When it comes to the number of people in the world human beings will beat governments hand down every time.

The thought’s been bubbling in my mind for some time.

Ever since I earned a living forecasting population it’s something I’ve known.  But it’s come back into focus for three reasons.

First the never-heard-of-before (by me) Optimum Population Trust popped up on BBC news  programmes twice this month.  They punt the idea of an optimum (posh for best) level of population for both the UK and the world.  In particular

In the UK…population should be allowed to stabilise and decrease by not less than 0.25% a year to an environmentally sustainable level, by bringing immigration into numerical balance with emigration, by making greater efforts to reduce teenage pregnancies, and by encouraging couples voluntarily to “Stop at Two” children.

Then yesterday the UK Department of Work and Pensions claimed that by 2066 there could be more than 500,000 people aged 100 or over in the UK – there were 11,600 in 2009.

And finally, also yesterday, think tank Institute for Public Policy and Research published a briefing note that concluded net immigration is unlikely to fall much in the next year despite government attempts to curb it.

This is all an intensely political and emotional subject as a few quick Google searches will show.

On the one hand, those concerned by high levels of population are often characterised as neo-eugenicists – a clumsy phrase but hinting at some distant link with extreme right wing views.

On the other, those relaxed about higher levels of immigration are sometimes confronted with claims that white people will be a minority in Britain by the turn of the next century, if not sooner.

My take is rather different.  You can call it technical but it’s basically about the futility of government attempts to control the size of the population.

There are three immediate causes of population change

  • births
  • deaths
  • net migration – the difference between the number of people moving into the country and out of it.

The control of government over each of these causes in a democracy is at best distant, at worst non-existent.

The most controversial of the three for many is migration.  While government can to some extent control the level of immigration, it has little direct influence over emigration.  That depends on

  • how would-be emigrants perceive their own prospects in the UK for work, social advancement, education, the future of their children, and so on
  • work opportunities, lifestyle and government policy in each of the 190+ other countries in the world.

The lack of control is exacerbated by our old friend the law of unintended consequences, of which there are many examples world-wide.

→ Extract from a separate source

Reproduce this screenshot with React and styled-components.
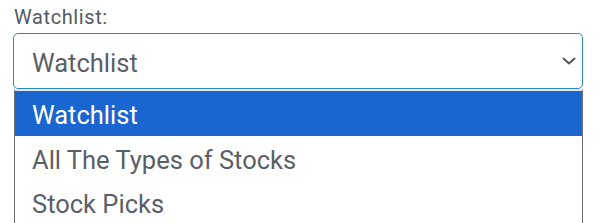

Romania under communist dictator Nicolae Ceauşescu sought to increase its population when the consequences of static numbers for longer term growth in a planned economy were realised.  Most abortion was criminalised, income tax raised for childless adults and lowered for those with three or more children, divorce made more difficult, contraception illegal and so on.  The US Library of Congress produced a good summary of all the measures and their impact (you might say the full horror).  The birth rate, after an early increase, fell almost continuously throughout the remaining period of communist rule.  The adverse social consequences arguably remain until the present day.

 

China perceived the opposite problem – a population increasing out of control.  The government response was a one child policy with heavy penalties for parents having more than one child, increases in forced abortions, female infanticide, underreporting of female births, and a gender imbalance in the population.  Recent reports suggest one unintended consequence, perversely, is a much higher value placed on the education of girls and women as the economy has grown and a single daughter is seen by parents as a source of support in old age.  More dramatically, there is now concern at the longer term ability of the population to meet the needs of the labour market, and unfavourable comparisons drawn with India’s much more youthful population.

Even in the more benign environment of a democracy the consequences of public policy impact on population levels in unintended ways.

Who could argue with the principle that citizens should lead longer, healthier lives?  Yet no political party has a policy of increasing the number of people living to 100.  And the consequences of increased longevity are impacting dramatically on social service, health and pension provision.

Incidentally, for readers working in local government, the same truths apply.  The only circumstance in which you can control even the initial population in an area is to start with an empty site and build houses where there were none before.  But once the people have moved in understand you cannot control the number of children they have, how long they live for, and whether they move into or out of the area.

In a recent post on Ideas whose time has come I recorded the views of two experienced ex-politicians on what makes a successful government policy.  Their criteria included

  • ease of achievement
  • working with the grain of human nature
  • focus – don’t do more than you are capable of doing.

Politicians seeking to influence levels of population would do well to remember these points.  They certainly don’t seem to have impacted on the Optimum Population Trust.